Pentium4 vs Xeon

Don Holmgren djholm at fnal.gov
Tue Oct 14 13:40:46 EDT 2003



On Tue, 14 Oct 2003, [iso-8859-1] José M. Pérez Sánchez wrote:

> Hi:
>
> We are going to buy a second machine! :-) It will be a diskless dual
> processor node. We are thinking about buying the same configuration:
> Xeon 2.4Ghz 533Mhz FSB, but since Xeon and the motherboards supporting
> them are so expensive, we have been thinking about dual normal Pentium4
> instead. We don't have now any P4 comparable processor to run some
> tests, and after looking at the Intel docs, the only difference we see
> between Xeon and P4 is Xeon having more cache. Does anyone has any
> idea about the relative performance of these processors, what about the
> price/performance ratio?

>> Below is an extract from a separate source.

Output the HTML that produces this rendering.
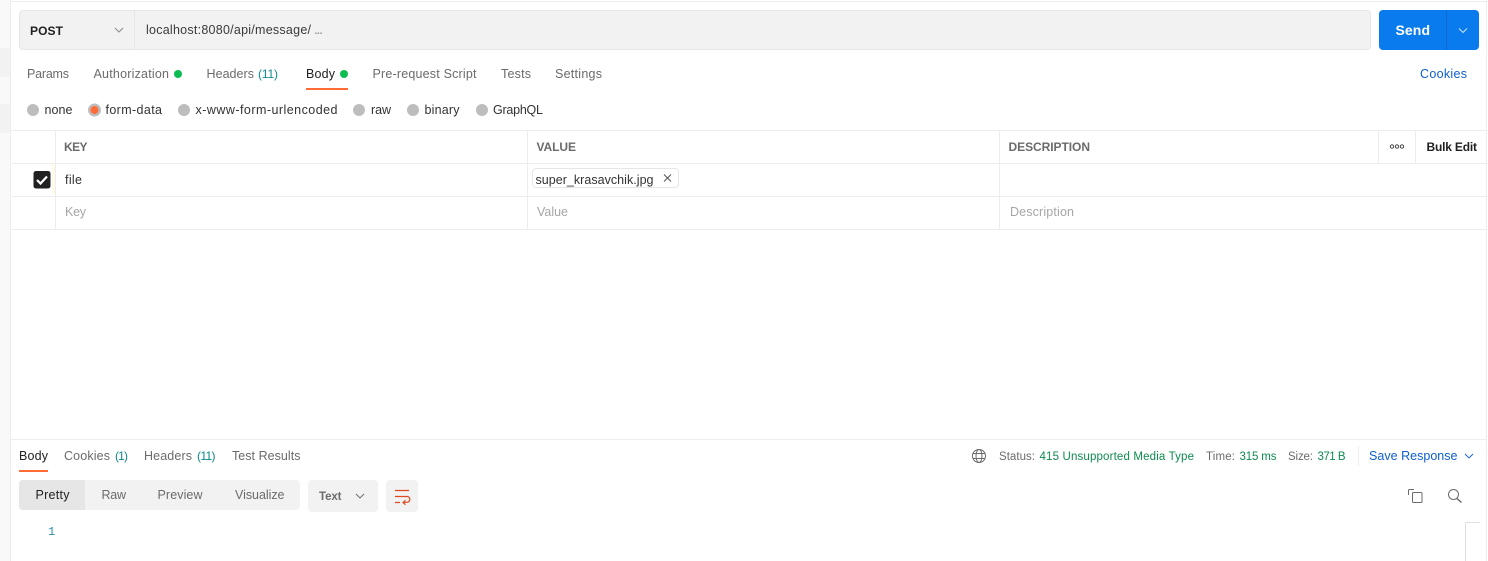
<!DOCTYPE html>
<html><head><meta charset="utf-8"><title>Postman</title>
<style>
html,body{margin:0;padding:0;background:#fff;width:1488px;height:561px;overflow:hidden}
svg{display:block}
text{font-family:"Liberation Sans",sans-serif;font-size:12.5px;fill:#6b6b6b}
.d{fill:#212121}.g{fill:#a6a6a6}.b{font-weight:bold}
.t{fill:#0f8a8a;font-size:12px}.gr{fill:#0d8a4f}.bl{fill:#0f5fd0}
.ln{stroke:#ededed;stroke-width:1;fill:none}
.ic{fill:none;stroke:#6b6b6b;stroke-width:1}
</style></head><body>
<svg width="1488" height="561" viewBox="0 0 1488 561" xmlns="http://www.w3.org/2000/svg">
<rect width="1488" height="561" fill="#fff"/>
<rect x="0" y="0" width="10" height="561" fill="#f9f9f9"/>
<rect x="0" y="48" width="10" height="29" fill="#f2f2f2"/>
<rect x="0" y="104" width="10" height="29" fill="#f2f2f2"/>
<path class="ln" d="M10.5 0V561M1486.5 0V561M11 1.5H1487"/>

<!-- URL bar -->
<rect x="19.5" y="10.5" width="1351" height="39" rx="3.5" fill="#f2f2f2" stroke="#e6e6e6"/>
<path d="M134.5 11V49" stroke="#e6e6e6"/>
<text x="30" y="35" class="d b" style="font-size:12px" textLength="33">POST</text>
<path d="M115 28l4 4 4-4" fill="none" stroke="#8a8a8a"/>
<text x="146" y="34" style="fill:#3a3a3a" textLength="165">localhost:8080/api/message/</text>
<text x="314" y="34" style="fill:#8a8a8a;font-size:14px" textLength="9">...</text>
<rect x="1379" y="10" width="100" height="40" rx="4" fill="#097bed"/>
<path d="M1446.5 10V50" stroke="#0a6bd0"/>
<text x="1395.5" y="35" class="b" style="fill:#fff;font-size:14px" textLength="34.5">Send</text>
<path d="M1459 28.500l4 4 4-4" fill="none" stroke="#d8e9fb" stroke-width=".9"/>

<!-- Request tabs -->
<text x="27" y="78" textLength="42">Params</text>
<text x="93.5" y="78" textLength="75.5">Authorization</text>
<circle cx="178" cy="74" r="4" fill="#0cbb52"/>
<text x="206.5" y="78" textLength="47.5">Headers</text>
<text x="258" y="78" class="t" textLength="20">(11)</text>
<text x="306" y="78" class="d" textLength="29">Body</text>
<circle cx="344" cy="74" r="4" fill="#0cbb52"/>
<rect x="306" y="88" width="42" height="2" fill="#ff6c37"/>
<text x="372.5" y="78" textLength="104">Pre-request Script</text>
<text x="501" y="78" textLength="30">Tests</text>
<text x="555" y="78" textLength="47">Settings</text>
<text x="1420" y="78" class="bl" style="font-size:12.5px" textLength="47">Cookies</text>

<!-- Body type radios -->
<g fill="#bdbdbd">
<circle cx="33" cy="110" r="6"/><circle cx="94.500" cy="110" r="6.500"/><circle cx="184" cy="110" r="6"/>
<circle cx="359" cy="110" r="6"/><circle cx="413" cy="110" r="6"/><circle cx="482" cy="110" r="6"/>
</g>
<circle cx="94.500" cy="110" r="4" fill="#ff6c37"/>
<text x="44.500" y="114" style="fill:#333" textLength="28">none</text>
<text x="105.500" y="114" style="fill:#333" textLength="56.500">form-data</text>
<text x="195.500" y="114" style="fill:#333" textLength="142">x-www-form-urlencoded</text>
<text x="371" y="114" style="fill:#333" textLength="20">raw</text>
<text x="424.500" y="114" style="fill:#333" textLength="35">binary</text>
<text x="493" y="114" style="fill:#333" textLength="50">GraphQL</text>

<!-- Table -->
<path class="ln" d="M11 130.500H1486M11 163.500H1486M11 196.500H1486M11 229.500H1486"/>
<path class="ln" d="M55.500 130V230M527.500 130V230M999.500 130V230M1378.500 130V163M1415.500 130V163"/>
<text x="64" y="151" class="b" style="font-size:12px" textLength="23.500">KEY</text>
<text x="536.500" y="151" class="b" style="font-size:12px" textLength="39.500">VALUE</text>
<text x="1008.500" y="151" class="b" style="font-size:12px" textLength="81.500">DESCRIPTION</text>
<g fill="none" stroke="#333" stroke-width=".9"><circle cx="1392" cy="146.500" r="1.700"/><circle cx="1397" cy="146.500" r="1.700"/><circle cx="1402" cy="146.500" r="1.700"/></g>
<text x="1426.500" y="151" class="d b" style="font-size:12px" textLength="50.500">Bulk Edit</text>
<rect x="52" y="164" width="3" height="30" fill="#fffbe9"/>
<rect x="33.500" y="171" width="17" height="17.500" rx="2.500" fill="#212121"/>
<path d="M37 180l3.500 3.500 6.500-7" fill="none" stroke="#fff" stroke-width="2.200"/>
<text x="65" y="184" style="fill:#333" textLength="17">file</text>
<rect x="532.500" y="168.500" width="146" height="19" rx="3.500" fill="#fff" stroke="#e6e6e6"/>
<text x="535.500" y="184" style="fill:#333" textLength="118">super_krasavchik.jpg</text>
<path d="M664 174.500l7 7M671 174.500l-7 7" fill="none" stroke="#555"/>
<text x="65" y="216" class="g" textLength="21">Key</text>
<text x="537" y="216" class="g" textLength="31">Value</text>
<text x="1010" y="216" class="g" textLength="64">Description</text>

<!-- Response -->
<path class="ln" d="M11 439.500H1486"/>
<text x="19" y="460" class="d" textLength="29">Body</text>
<rect x="19" y="470" width="29" height="2" fill="#ff6c37"/>
<text x="64" y="460" textLength="46">Cookies</text>
<text x="115" y="460" class="t" textLength="13">(1)</text>
<text x="144" y="460" textLength="48">Headers</text>
<text x="197" y="460" class="t" textLength="18.500">(11)</text>
<text x="232" y="460" textLength="68.500">Test Results</text>

<g class="ic"><circle cx="979" cy="456" r="6.500"/><ellipse cx="979" cy="456" rx="3" ry="6.500"/><path d="M973 453.500H985M973 458.500H985"/></g>
<text x="999" y="460" style="font-size:11.500px" textLength="36">Status:</text>
<text x="1039.500" y="460" class="gr" style="font-size:11.500px" textLength="154.500">415 Unsupported Media Type</text>
<text x="1206" y="460" style="font-size:11.500px" textLength="29">Time:</text>
<text x="1239.500" y="460" class="gr" style="font-size:11.500px" textLength="37">315 ms</text>
<text x="1288" y="460" style="font-size:11.500px" textLength="25">Size:</text>
<text x="1317.500" y="460" class="gr" style="font-size:11.500px" textLength="28">371 B</text>
<path class="ln" d="M1358.500 446V466"/>
<text x="1369" y="460" class="bl" style="font-size:12.500px" textLength="88.500">Save Response</text>
<path d="M1465 454l4 4 4-4" fill="none" stroke="#0f5fd0" stroke-width=".9"/>

<rect x="19" y="480" width="281" height="30" rx="4" fill="#f2f2f2"/>
<path d="M23 480H85V510H23a4 4 0 0 1-4-4V484a4 4 0 0 1 4-4z" fill="#e6e6e6"/>
<text x="35.500" y="499" class="d" textLength="34">Pretty</text>
<text x="101.500" y="499" textLength="24.500">Raw</text>
<text x="157.500" y="499" textLength="45">Preview</text>
<text x="235" y="499" textLength="49.500">Visualize</text>
<rect x="308" y="480" width="70" height="32" rx="4" fill="#f2f2f2"/>
<text x="319" y="500" class="b" style="font-size:11.500px" textLength="22.500">Text</text>
<path d="M356 494l4 4 4-4" fill="none" stroke="#6b6b6b" stroke-width=".9"/>
<rect x="386" y="480" width="32" height="32" rx="4" fill="#f2f2f2"/>
<path d="M395 490.500H409M395 496.500H407a2.800 2.800 0 0 1 0 5.800H403" fill="none" stroke="#e0491f" stroke-width="1.200"/>
<path d="M395 502.500H400M405.500 500.300l-2.500 2.200 2.500 2.200" fill="none" stroke="#e0491f" stroke-width="1.200"/>

<g class="ic">
<path d="M1408.500 495V490.500a1 1 0 0 1 1-1H1414"/>
<rect x="1412.500" y="492.500" width="9.500" height="10" rx="1"/>
<circle cx="1453.500" cy="494.500" r="5"/>
<path d="M1457 498.500L1461.500 502.500" stroke-width="1.500"/>
</g>
<text x="48" y="535" style="font-family:'Liberation Mono',monospace;font-size:12px;fill:#2f8fa8">1</text>
<path d="M1465.500 561V522.500H1480" fill="none" stroke="#e0e0e0"/>
</svg>
</body></html>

Is it worth paying for more Xeon?
>
> The other point I wanna ask about is the "host bus speed" reported by
> the kernel at boot time, it reports 133Mhz, and our memories are
> supposed to run at 266Mhz, is it normal, is it just the double rate
> thing?
>
> Thanks in advance,
>
> Jose M. Perez.


The major difference between P4 and Xeon is that P4's are available with
up to 800 MHz FSB, and Xeon's with up to 533 MHz FSB.  If your code is
sensitive to memory bandwidth, a P4 can be a big win.  Otherwise they
are essentially equivalent.  P4 and standard Xeon both have 512K L2
caches.  Xeon's with larger L2 caches are available, but if I'm not
mistaken there's a big price difference.

Pricewise (YMMV), cheap desktop P4's can be had very roughly for half
the price of a comparable dual Xeon.  You may very well prefer to admin
half the number of boxes and so would prefer the Xeon.  If you are using
an expensive interconnect, you may also come out ahead with the dual
processor boxes, buying only half of the PCI adapters and half the
switch ports.

Currently P4 motherboards are only available (AFAIK) with 33MHz/32bit
PCI.  That can be a big bottleneck if your cluster application is
sensitive to I/O bandwidth.  Early in 2004, if the rumours are true,
there will be a P4 chipset supporting 66MHz/64bit PCI-X.  And in late
2004, PCI Express should be available on both P4 and Xeon motherboards,
providing a big increase in I/O bandwidth if one has a network which can
take advantage.

Xeon's and P4's do four transfers per clock - so, a 533MHz FSB is really
a 133MHz clock doing 4 transfers per cycle.  The kernel on my 800 MHz
FSB P4 reports a 200 MHz host bus speed.